With the start of 2018, we'll be featuring blog posts from our team about our gardens, our gardeners, and their experiences at BYG. Follow along to get an inside look at what it's like to dig, teach, grow, and cook with us at Backyard Growers.
Planting Seeds and Growing Gardens
by Mackenzie Sains
There is something to be said about fall on the North Shore; a certain magical light that seems to hover throughout Gloucester. The sun caresses the shores all through the day, and boastfully displays a grand finale each evening with staggering hues of magenta and vermillion imitating that of our foliage. This fall, however, I felt there to be an extra dose of charm on this little cape. Perhaps it was our unexpectedly warm weather that led to extra weeks of popping cherry tomatoes and eggplant parmesan, or the radiant illumination that every tree seemed to glow with. But I’d like to believe that perhaps it was the neighborhood kids at Willowood community garden that opened my eyes to wonder this autumn.
Willowood Gardens neighborhood is a low- income housing development through the city of Gloucester and is Backyard Growers newest community garden site. This site has been in the works for over a year now and come October, we were finally ready to build!
But what is fall without a few dark rain filled days? The plot of land was dramatically overgrown with webs of shrubbery, broken toys, a colony of the invasive and ever present Japanese knotweed. Although eager to work outside before temperatures dropped, the site of our soon-to-be garden was still an urban forest. I checked daily to see if the space had been cleared yet. Perhaps today? No luck. More days passed and still thorny brambles weaved along the fence and whoknowswhat loomed in the back corners. A week later as I stopped by on my way home from work, my heart jolted when I saw a man in a bulldozer beginning to make a space for gardens. Spastically, I video called my supervisor to show her the land as I shouted and sang that it was garden time. The following week, I returned to take measurements of the space and my enthusiasm deflated as I realize we were working with different definitions of a cleared plot.
The ground was left uneven, rocky, glass shattered, prickled with persistent weeds. Invasive species still loitering along the fence.
The next day I arrived with gloves and clippers. Overwhelmed, I thought how will I be able to get this site ready for spring? The weeds and trash and bricks and glass and potholes and thorns outnumbered me; but, I commenced. Not more than an hour after I began pulling the formidable weeds, a child walked out to the site. She recognized our van and wanted to help garden. I explained that right now we’re clearing the area in hopes that one day soon it would be a suitable growing space.
"Can I help?"
Another hour passed and I found myself amidst a whole posse of neighborhood kids hands covered with miniature gloves working together for gardens.

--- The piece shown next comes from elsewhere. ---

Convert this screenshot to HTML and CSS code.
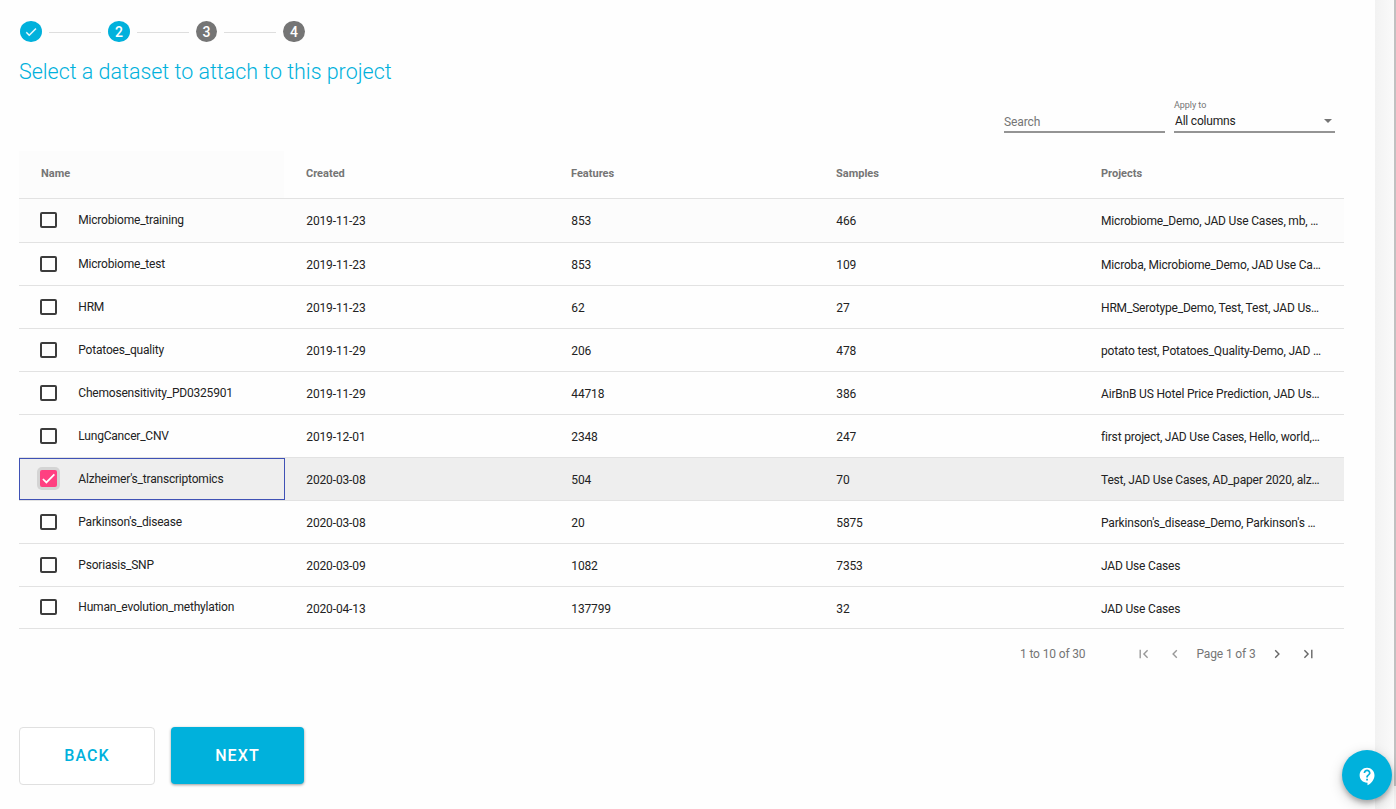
FILE: index.html
```html
<!DOCTYPE html>
<html lang="en">
<head>
<meta charset="utf-8">
<title>Select a dataset</title>
<link rel="stylesheet" href="styles.css">
</head>
<body>
<main class="page">
  <div class="stepper">
    <span class="step done"><svg viewBox="0 0 24 24" width="14" height="14"><path fill="#fff" stroke="#fff" stroke-width=".6" d="M9 16.17 4.83 12l-1.42 1.41L9 19 21 7l-1.41-1.41z"/></svg></span>
    <i class="line"></i><span class="step active">2</span>
    <i class="line"></i><span class="step">3</span>
    <i class="line"></i><span class="step">4</span>
  </div>
  <h1 class="title">Select a dataset to attach to this project</h1>
  <div class="filters">
    <div class="field search"><span>Search</span></div>
    <div class="field select"><small>Apply to</small><div class="value"><span>All columns</span><i class="arrow"></i></div></div>
  </div>
  <div class="table" id="table">
    <div class="row head"><div class="cell first">Name</div><div class="cell">Created</div><div class="cell">Features</div><div class="cell">Samples</div><div class="cell">Projects</div></div>
  </div>
  <div class="pager">
    <span class="range">1 to 10 of 30</span>
    <svg class="off first-page" viewBox="0 0 10 10" width="10" height="10"><path d="M1.2 0.8v8.4M8.6 1.3 4.9 5l3.7 3.7"/></svg>
    <svg class="off prev" viewBox="0 0 10 10" width="10" height="10"><path d="M6.8 1.3 3.1 5l3.7 3.7"/></svg>
    <span class="current">Page 1 of 3</span>
    <svg class="next-page" viewBox="0 0 10 10" width="10" height="10"><path d="M3.2 1.3 6.9 5 3.2 8.7"/></svg>
    <svg class="last-page" viewBox="0 0 10 10" width="10" height="10"><path d="M1.4 1.3 5.1 5 1.4 8.7M8.8 0.8v8.4"/></svg>
  </div>
  <div class="actions"><button class="btn back">BACK</button><button class="btn next">NEXT</button></div>
</main>
<aside class="gutter"></aside>
<div class="scrollbar"><div class="thumb"></div></div>
<button class="help"><svg viewBox="0 0 24 24" width="21" height="21"><path fill="#fff" d="M11.5 2C6.81 2 3 5.81 3 10.5S6.81 19 11.5 19h.5v3c4.86-2.34 8-7 8-11.5C20 5.81 16.19 2 11.5 2zm1 14.500h-2v-2h2v2zm0-3.500h-2c0-3.250 3-3 3-5 0-1.100-.9-2-2-2s-2 .9-2 2h-2c0-2.210 1.790-4 4-4s4 1.790 4 4c0 2.500-3 2.750-3 5z"/></svg></button>
<script src="table.js"></script>
</body>
</html>
```
FILE: styles.css
```css
* { box-sizing: border-box; }
body { margin: 0; width: 1396px; height: 809px; overflow: hidden; display: flex; background: #fefefe; font-family: Roboto, sans-serif; font-size: 12px; color: #222; }
.page { width: 1375px; flex: none; padding: 21px 0 0 19px; background: #fefefe; }
.gutter { width: 19px; flex: none; background: linear-gradient(90deg, #f2f2f2, #fafafa); }
.scrollbar { width: 2px; flex: none; background: #f1f1f1; }
.thumb { height: 786px; background: #c1c1c1; }
.stepper { display: flex; align-items: center; height: 21px; padding-left: 1px; }
.step { width: 21.500px; height: 21.500px; border-radius: 50%; background: #757575; color: #fff; display: flex; align-items: center; justify-content: center; font-size: 14px; font-weight: 500; line-height: 22px; padding-top: 1px; }
.step.done, .step.active { background: #00b1dc; width: 22px; }
.step.done { padding: 0; }
.line { width: 52px; height: 1px; background: #dedede; margin: 1px 7px 0 6.900px; }
.title { margin: 16px 0 0; height: 28px; line-height: 28px; font-size: 21.450px; font-weight: 300; color: #00b1dc; white-space: nowrap; }
.filters { display: flex; justify-content: flex-end; gap: 9px; padding-right: 40px; margin-top: 13px; height: 34px; }
.field { width: 161px; height: 34px; border-bottom: 2px solid #949494; color: #757575; }
.search { padding-top: 15px; line-height: 16px; }
.search span { letter-spacing: -.1px; }
.select small { display: block; font-size: 9px; line-height: 10px; padding-top: 1px; letter-spacing: -.05px; }
.value { display: flex; justify-content: space-between; align-items: center; color: #222; line-height: 16px; padding: 3px 3px 0 1px; letter-spacing: -.2px; }
.arrow { border: 4px solid transparent; border-top-color: #757575; border-bottom: 0; }
.table { width: 1325px; margin-top: 18px; }
.row { display: grid; grid-template-columns: repeat(5, 265px); height: 43px; border-bottom: 1px solid #e2e2e2; }
.cell { padding: 1px 22px 0; display: flex; align-items: center; min-width: 0; white-space: nowrap; letter-spacing: -.18px; }
.cell.number { letter-spacing: -.14px; padding-left: 22.300px; }
.row:nth-child(2) { height: 44px; background: #fcfcfc; }
.row:last-child { height: 42px; }
.row:last-child .cell:not(.name) { padding-top: 2px; }
.head { height: 48px; font-size: 11px; font-weight: 700; color: #757575; }
.head .cell { padding-top: 0; padding-bottom: 2px; letter-spacing: 0; }
.head .first { background: #fcfcfc; }
.cell.name { padding: 0 20px 0 21px; gap: 21.300px; letter-spacing: -.2px; }
.row:nth-child(2) .name, .row:last-child .name { padding-bottom: 1px; }
.check { width: 17px; height: 16px; border: 2px solid #3c3c3c; border-radius: 2px; flex: none; display: flex; }
.selected { background: #eee; }
.selected .cell.name { border: 1px solid #3f51b5; padding-left: 20px; margin-right: -1px; }
.selected .check { height: 17px; background: #ff4081; border: 0; box-shadow: 0 0 0 3px #d4d4d4; align-items: center; justify-content: center; margin-bottom: 1px; }
.pager { height: 50px; display: flex; align-items: center; padding-left: 1001px; color: #757575; letter-spacing: -.14px; }
.pager svg { fill: none; stroke: #666; stroke-width: 1.400; }
.pager .off { stroke: #999; }
.range { width: 118.500px; }
.prev { margin-left: 21px; }
.current { width: 61px; margin-left: 17px; }
.next-page { margin-left: 14px; }
.last-page { margin-left: 21px; }
.actions { display: flex; gap: 16px; margin-top: 48px; align-items: flex-start; }
.btn { font: 500 16px/20px Roboto, sans-serif; letter-spacing: 1.100px; padding: 0; border-radius: 4px; }
.back { width: 136px; height: 58px; border: 1px solid #e0e0e0; background: #fff; color: #00b1dc; }
.next { width: 133px; height: 57px; border: 0; background: #00b1dc; color: #fff; box-shadow: 0 1px 3px rgba(0,0,0,.4); }
.help { position: absolute; left: 1342px; top: 750px; width: 50px; height: 50px; border: 0; border-radius: 50%; background: #00b1dc; box-shadow: 0 3px 5px rgba(0,0,0,.25), 0 4px 14px rgba(0,0,0,.18); display: flex; align-items: center; justify-content: center; padding: 2px 0 0; }
```
FILE: table.js
```js
const rows = [
  ["Microbiome_training", "2019-11-23", "853", "466", "Microbiome_Demo, JAD Use Cases, mb, …"],
  ["Microbiome_test", "2019-11-23", "853", "109", "Microba, Microbiome_Demo, JAD Use Ca…"],
  ["HRM", "2019-11-23", "62", "27", "HRM_Serotype_Demo, Test, Test, JAD Us…"],
  ["Potatoes_quality", "2019-11-29", "206", "478", "potato test, Potatoes_Quality-Demo, JAD …"],
  ["Chemosensitivity_PD0325901", "2019-11-29", "44718", "386", "AirBnB US Hotel Price Prediction, JAD Us…"],
  ["LungCancer_CNV", "2019-12-01", "2348", "247", "first project, JAD Use Cases, Hello, world,…"],
  ["Alzheimer's_transcriptomics", "2020-03-08", "504", "70", "Test, JAD Use Cases, AD_paper 2020, alz…"],
  ["Parkinson's_disease", "2020-03-08", "20", "5875", "Parkinson's_disease_Demo, Parkinson's …"],
  ["Psoriasis_SNP", "2020-03-09", "1082", "7353", "JAD Use Cases"],
  ["Human_evolution_methylation", "2020-04-13", "137799", "32", "JAD Use Cases"]
];
const selected = 6;
const tick = '<svg viewBox="0 0 24 24" width="17" height="17"><path fill="none" stroke="#fff" stroke-width="2.4" d="M4.100 12.700 9 17.600 20.300 6.300"/></svg>';
document.getElementById("table").insertAdjacentHTML("beforeend", rows.map((r, i) =>
  `<div class="row${i === selected ? " selected" : ""}"><div class="cell name"><span class="check">${i === selected ? tick : ""}</span><span>${r[0]}</span></div>` +
  r.slice(1).map((t, c) => `<div class="cell${c < 3 ? " number" : ""}"><span>${t}</span></div>`).join("") + "</div>").join(""));
```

Can I help? Another hour passed and I found myself amidst a whole posse of neighborhood kids hands covered with miniature gloves working together for gardens. “Alright, we’ve got to work really hard so we can get gardening as soon as possible!”, an older brother instructed his siblings. As the days passed, it would take less than 10 minutes after I’d parked the van, before my new friends would arrive enthused for the work that needed to be done. They all know Backyard Growers from our school programs and as we worked together we dreamed and schemed what types of lettuce we want to grow, our favorite beets, the importance of recycling, why we love the earth, and the joy of harvesting potatoes.
As the month began its conclusion, we faced the garden marvelled at its transformation. With the help of these neighborhood kids, in four weeks we clipped, pulled, shovelled, raked, collected trash, laid landscape fabric, laid the landscape fabric again (courtesy of a major storm), built beds, filled beds, and moved stone dust. This fall as the world around us began to retreat, I watched a garden sprout from the ground and a tribe of young gardeners proudly take ownership of it. At Willowood there is now a garden (a reality that at one point seemed improbable) and there is a crew of young gardeners eager to bring forth life where junk once dwelled dormant.
“Are we going to garden today?” a young boy asked me with hope one 30 degree afternoon in November. I laughed to myself and explained to him that it’s too cold these days for food to grow, but that I’ll be back in the spring to plant seeds. But the seeds have already been planted and the garden is already growing. I do believe that there is something glorious about the light here on Cape Ann; but I think this awe-filled season has less to do with the horizon and more about the light swirling inside these young people who are so enthusiastic about having their own garden.